On Fri, Aug 10, 2007 at 04:53:12PM +0200, Andreas Joseph Krogh wrote:
> I have the following test-case:
> 
> CREATE TABLE test(
> name varchar PRIMARY KEY,
> value varchar NOT NULL,
> created timestamp not null
> );
> 
> create index test_lowernamevalue_idx ON test ((lower(name) || lower(value)));
> create index test_lowernamevaluecreated_idx ON test ((lower(name) || 
> lower(value)), created);
> andreak=# EXPLAIN ANALYZE select * from test order by lower(name) || 
> lower(value) ASC, created DESC;
>                                                QUERY PLAN
> --------------------------------------------------------------------------------------------------------
>  Sort  (cost=60.39..62.32 rows=770 width=72) (actual time=0.034..0.034 rows=0 
> loops=1)
>    Sort Key: (lower((name)::text) || lower((value)::text)), created
>    ->  Seq Scan on test  (cost=0.00..23.47 rows=770 width=72) (actual 
> time=0.004..0.004 rows=0 loops=1)
>  Total runtime: 0.123 ms
> (4 rows)
> In my application I often have a need to sort by more than 3 columns, so I'm 
> really wondering if there is a way to make sorting of multiple columsn (each 
> which may have different sort-order) use an index? Preferrably without having 
> to create 2^N indexes.

first of all - you can try with separate indexes on lower()||lower(),
and created.

then - you can use a trick.
create a function that will reverse order of your date (using a simple
"-" operator)
and then index your lower() and output of this function.
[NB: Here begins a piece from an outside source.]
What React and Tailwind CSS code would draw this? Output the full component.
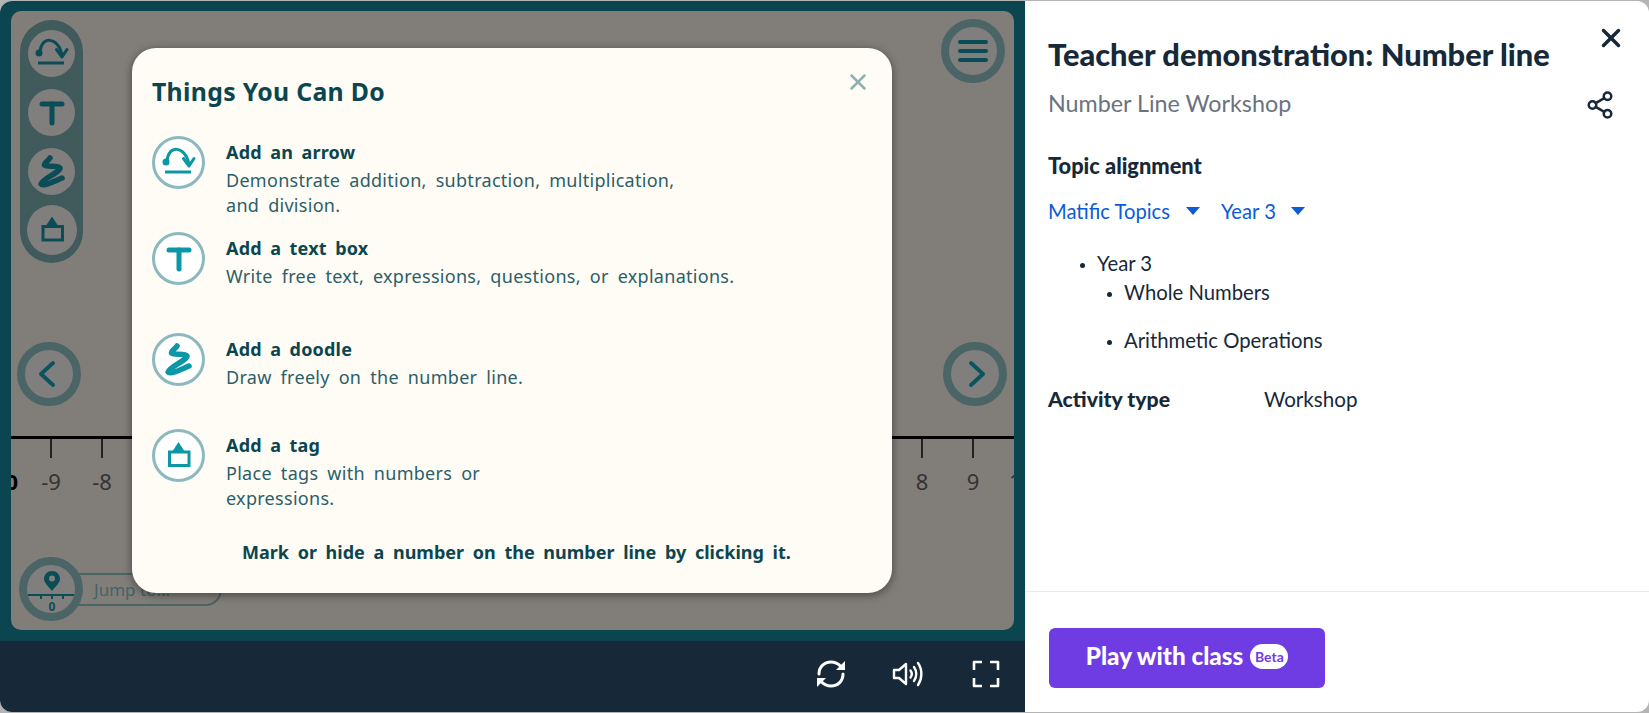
import { X, Share2 } from 'lucide-react'

const modalFont = "[font-family:'Noto_Sans',sans-serif]"

function ArrowIcon({ color }) {
  return (
    <g fill="none" stroke={color} strokeWidth="3" strokeLinecap="round">
      <circle cx="14" cy="26" r="3.5" fill={color} stroke="none" />
      <path d="M15 25C16 9 33 9 37 28" />
      <path d="M31.5 22.5L37 30L42 22.5" strokeLinejoin="round" />
      <path d="M13 36H39" strokeLinecap="butt" />
    </g>
  )
}

function TextIcon({ color }) {
  return (
    <g fill="none" stroke={color} strokeWidth="5" strokeLinecap="round">
      <path d="M17 18H37" />
      <path d="M27 18V37" />
    </g>
  )
}

function DoodleIcon({ color }) {
  return (
    <path
      d="M25 13C23 16 19 18 19.5 20C22 22.5 33 19.5 35 23C36 26.5 17 34 16 39C18 42 30 36 37 33"
      fill="none"
      stroke={color}
      strokeWidth="5.5"
      strokeLinecap="round"
      strokeLinejoin="round"
    />
  )
}

function TagIcon({ color }) {
  return (
    <g>
      <path d="M26.5 13L33 23H20Z" fill={color} />
      <rect x="17.5" y="23" width="19.5" height="13.5" fill="none" stroke={color} strokeWidth="3" />
    </g>
  )
}

const rows = [
  { title: 'Add an arrow', Icon: ArrowIcon, body: ['Demonstrate addition, subtraction, multiplication,', 'and division.'], h: 'h-[96px]' },
  { title: 'Add a text box', Icon: TextIcon, body: ['Write free text, expressions, questions, or explanations.'], h: 'h-[101px]' },
  { title: 'Add a doodle', Icon: DoodleIcon, body: ['Draw freely on the number line.'], h: 'h-[96px]' },
  { title: 'Add a tag', Icon: TagIcon, body: ['Place tags with numbers or', 'expressions.'], h: 'h-[96px]' },
]

function ToolCircle({ Icon, size, box }) {
  return (
    <div className={`${size} rounded-full bg-[#807f7d]`}>
      <svg viewBox={box} className="w-full h-full">
        <Icon color="#0b4d56" />
      </svg>
    </div>
  )
}

function RingButton({ className, children }) {
  return (
    <div className={`absolute w-[64px] h-[64px] rounded-full border-[8px] border-[#4b6466] bg-[#807f7d] flex items-center justify-center ${className}`}>
      {children}
    </div>
  )
}

function Tick({ className, label }) {
  return (
    <div className={`absolute top-[428px] w-[40px] flex flex-col items-center ${className}`}>
      <div className="w-[2px] h-[19px] bg-[#222]" />
      <div className="mt-[9px] text-[22px] leading-[28px] text-[#333] [font-family:'Noto_Sans',sans-serif]">{label}</div>
    </div>
  )
}

function Game() {
  return (
    <div className="relative flex-1 rounded-[10px] bg-[#817e79] overflow-hidden">
      {/* number line */}
      <div className="absolute left-0 right-0 top-[425px] h-[3px] bg-black" />
      <Tick className="left-[20px]" label="-9" />
      <Tick className="left-[71px]" label="-8" />
      <Tick className="left-[891px]" label="8" />
      <Tick className="left-[942px]" label="9" />
      <div className="absolute right-[996px] top-[456px] text-[22px] leading-[28px] font-bold text-black [font-family:'Noto_Sans',sans-serif]">-10</div>
      <div className="absolute left-[998px] top-[456px] text-[22px] leading-[28px] text-[#333] [font-family:'Noto_Sans',sans-serif]">10</div>

      {/* tool pill */}
      <div className="absolute left-[9px] top-[9px] w-[63px] h-[243px] rounded-full bg-[#415a5c] flex flex-col items-center pt-[10px] gap-[12px]">
        <ToolCircle Icon={ArrowIcon} size="w-[47px] h-[47px]" box="3 3 47 47" />
        <ToolCircle Icon={TextIcon} size="w-[47px] h-[47px]" box="3 3 47 47" />
        <ToolCircle Icon={DoodleIcon} size="w-[47px] h-[47px]" box="3 3 47 47" />
        <div className="-mt-[2px]">
          <ToolCircle Icon={TagIcon} size="w-[50px] h-[50px]" box="1.5 1.5 50 50" />
        </div>
      </div>

      <RingButton className="left-[930px] top-[8px]">
        <div className="flex flex-col gap-[5px]">
          <div className="w-[30px] h-[4px] rounded-full bg-[#0b4d56]" />
          <div className="w-[30px] h-[4px] rounded-full bg-[#0b4d56]" />
          <div className="w-[30px] h-[4px] rounded-full bg-[#0b4d56]" />
        </div>
      </RingButton>

      <RingButton className="left-[6px] top-[331px]">
        <svg width="20" height="28" viewBox="0 0 20 28" fill="none" stroke="#0b5560" strokeWidth="4" strokeLinecap="round" strokeLinejoin="round" className="mr-[4px]">
          <path d="M16 3L4 14L16 25" />
        </svg>
      </RingButton>
      <RingButton className="left-[932px] top-[331px]">
        <svg width="20" height="28" viewBox="0 0 20 28" fill="none" stroke="#0b5560" strokeWidth="4" strokeLinecap="round" strokeLinejoin="round" className="ml-[4px]">
          <path d="M4 3L16 14L4 25" />
        </svg>
      </RingButton>

      {/* jump to */}
      <div className="absolute left-[64px] top-[562px] w-[147px] h-[33px] rounded-r-full border-2 border-[#4b6466] pl-[17px] text-[17px] leading-[29px] text-[#3f6469] [font-family:'Noto_Sans',sans-serif]">
        Jump to...
      </div>
      <RingButton className="left-[8px] top-[546px]">
        <svg width="48" height="48" viewBox="0 0 48 48" className="shrink-0">
          <path d="M25 6C20.5 6 17 9.5 17 14C17 18 22 22 25 26C28 22 33 18 33 14C33 9.5 29.5 6 25 6Z" fill="#0b4d56" />
          <circle cx="25" cy="13.5" r="3" fill="#807f7d" />
          <path d="M1 30H47" stroke="#0b4d56" strokeWidth="2" />
          <path d="M14 30V34M25 30V34M36 30V34" stroke="#0b4d56" strokeWidth="2" />
          <text x="25" y="46" textAnchor="middle" fontSize="12" fontWeight="700" fontFamily="Noto Sans" fill="#0b4d56">0</text>
        </svg>
      </RingButton>

      {/* things you can do */}
      <div className={`absolute left-[121px] top-[37px] w-[760px] h-[545px] rounded-[24px] bg-[#fffcf5] shadow-[0_2px_10px_rgba(0,0,0,0.45)] pl-[20px] pt-[26px] ${modalFont}`}>
        <X className="absolute right-[21px] top-[21px] w-[26px] h-[26px] text-[#8fb0b3]" strokeWidth={2.3} />
        <h2 className="text-[24.8px] leading-[34px] font-bold text-[#0b4650] tracking-[0.3px]">Things You Can Do</h2>
        <div className="mt-[32px]">
          {rows.map(({ title, Icon, body, h }) => (
            <div key={title} className={`flex gap-[21px] ${h}`}>
              <div className="w-[53px] h-[53px] shrink-0 mt-[-4px] rounded-full bg-white border-[3px] border-[#8cb9be] box-border overflow-hidden">
                <svg viewBox="3 3 47 47" className="w-full h-full">
                  <Icon color="#0b97a5" />
                </svg>
              </div>
              <div>
                <div className="text-[18px] leading-[24px] font-bold text-[#0b4650] tracking-[0.2px] [word-spacing:3.5px]">{title}</div>
                <div className="mt-[4px] text-[18px] leading-[24.5px] text-[#2b5f69] tracking-[0.29px] [word-spacing:4px]">
                  {body.map((line) => (
                    <div key={line}>{line}</div>
                  ))}
                </div>
              </div>
            </div>
          ))}
        </div>
        <div className="absolute left-[110px] top-[492px] text-[18px] leading-[24px] font-bold text-[#0b4650] [word-spacing:4px]">
          Mark or hide a number on the number line by clicking it.
        </div>
      </div>
    </div>
  )
}

function Caret() {
  return <div className="w-0 h-0 border-x-[7px] border-x-transparent border-t-[8px] border-t-[#0b5cd7]" />
}

function BottomBar() {
  return (
    <div className="h-[71px] bg-[#172938] flex items-center justify-end pr-[25px] pb-[5px]">
      <svg width="30" height="30" viewBox="0 0 30 30" fill="none" stroke="white" strokeWidth="3" strokeLinecap="round">
        <path d="M3 15C3 8 8 3 15 3C19 3 22 4.5 25 7.5" />
        <path d="M27 15C27 22 22 27 15 27C11 27 8 25.5 5 22.5" />
        <path d="M29 2V11H20Z" fill="white" stroke="none" />
        <path d="M1 28V19H10Z" fill="white" stroke="none" />
      </svg>
      <svg width="32" height="26" viewBox="0 0 32 26" fill="none" stroke="white" strokeWidth="2.4" strokeLinecap="round" strokeLinejoin="round" className="ml-[46px]">
        <path d="M2 9H7L14 3V23L7 17H2Z" />
        <path d="M18.5 9.5C20 11.5 20 14.5 18.5 16.5" />
        <path d="M22 6C25 10 25 16 22 20" />
        <path d="M26 2C30.5 8.5 30.5 17.5 26 24" />
      </svg>
      <svg width="28" height="28" viewBox="0 0 28 28" fill="none" stroke="white" strokeWidth="2.6" strokeLinejoin="round" className="ml-[48px]">
        <path d="M2 10V2H10" />
        <path d="M18 2H26V10" />
        <path d="M2 18V26H10" />
        <path d="M26 18V26H18" />
      </svg>
    </div>
  )
}

function Details() {
  return (
    <div className="flex-1 relative pl-[23px] text-[#172938] [font-family:Lato,sans-serif]">
      <X className="absolute right-[23px] top-[22px] w-[30px] h-[30px] text-[#172938]" strokeWidth={2.8} />
      <Share2 className="absolute right-[34px] top-[89px] w-[30px] h-[30px] text-[#172938]" strokeWidth={2} />
      <h1 className="pt-[36px] text-[30.8px] leading-[36px] font-black whitespace-nowrap">Teacher demonstration: Number line</h1>
      <div className="mt-[15px] text-[23.3px] leading-[30px] text-[#6b7280]">Number Line Workshop</div>
      <div className="mt-[35px] text-[21.8px] leading-[26px] font-black">Topic alignment</div>
      <div className="mt-[19px] flex items-center text-[20.2px] leading-[26px] text-[#0b5cd7]">
        <span>Matific Topics</span>
        <span className="ml-[16px]"><Caret /></span>
        <span className="ml-[21px]">Year 3</span>
        <span className="ml-[15px]"><Caret /></span>
      </div>
      <ul className="mt-[26px] ml-[34px] list-disc pl-[15px] text-[20.3px] leading-[26px] marker:text-[15px]">
        <li>Year 3</li>
        <ul className="list-disc pl-[27px] mt-[3px]">
          <li>Whole Numbers</li>
          <li className="mt-[22px]">Arithmetic Operations</li>
        </ul>
      </ul>
      <div className="mt-[33px] flex text-[20.6px] leading-[26px]">
        <span className="w-[216px] font-black text-[21.2px]">Activity type</span>
        <span>Workshop</span>
      </div>
    </div>
  )
}

export default function App() {
  return (
    <div className="w-[1649px] h-[713px] bg-[#b4b4b4] py-px overflow-hidden">
      <div className="h-full flex rounded-[12px] overflow-hidden bg-white">
        <div className="w-[1025px] flex flex-col">
          <div className="flex-1 flex bg-[#0b4650] pt-[10px] px-[11px] pb-[11px]">
            <Game />
          </div>
          <BottomBar />
        </div>
        <div className="flex-1 flex flex-col">
          <Details />
          <div className="h-[121px] border-t border-[#e8eaee] pl-[24px] pt-[36px]">
            <button className="w-[276px] h-[60px] rounded-[6px] bg-[#6f3ce3] flex items-center justify-center gap-[7px] pb-[3px] text-white [font-family:Lato,sans-serif]">
              <span className="text-[24.3px] font-black">Play with class</span>
              <span className="w-[38px] h-[25px] rounded-full bg-white text-[#6f3ce3] text-[14px] leading-[25px] font-bold">Beta</span>
            </button>
          </div>
        </div>
      </div>
    </div>
  )
}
you will need to modify the query, but it's perfectly doable.

for example:
create function test_ts(timestamp) returns interval as $BODY$
begin
return '2000-01-01 00:00:00'::timestamp-$1;
end;
$BODY$ language plpgsql immutable;

of course this particular date is irrelevant, we just have to substract
from something.

then:
create index test_lowernamevaluecreated_idx2 ON test ((lower(name) ||
lower(value)), test_ts(created));

and change your query to:
select * from test order by lower(name) || lower(value) ASC, test_ts(created);
it would show you what you need.

depesz

-- 
quicksil1er: "postgres is excellent, but like any DB it requires a
highly paid DBA.  here's my CV!" :)
http://www.depesz.com/ - blog dla ciebie (i moje CV)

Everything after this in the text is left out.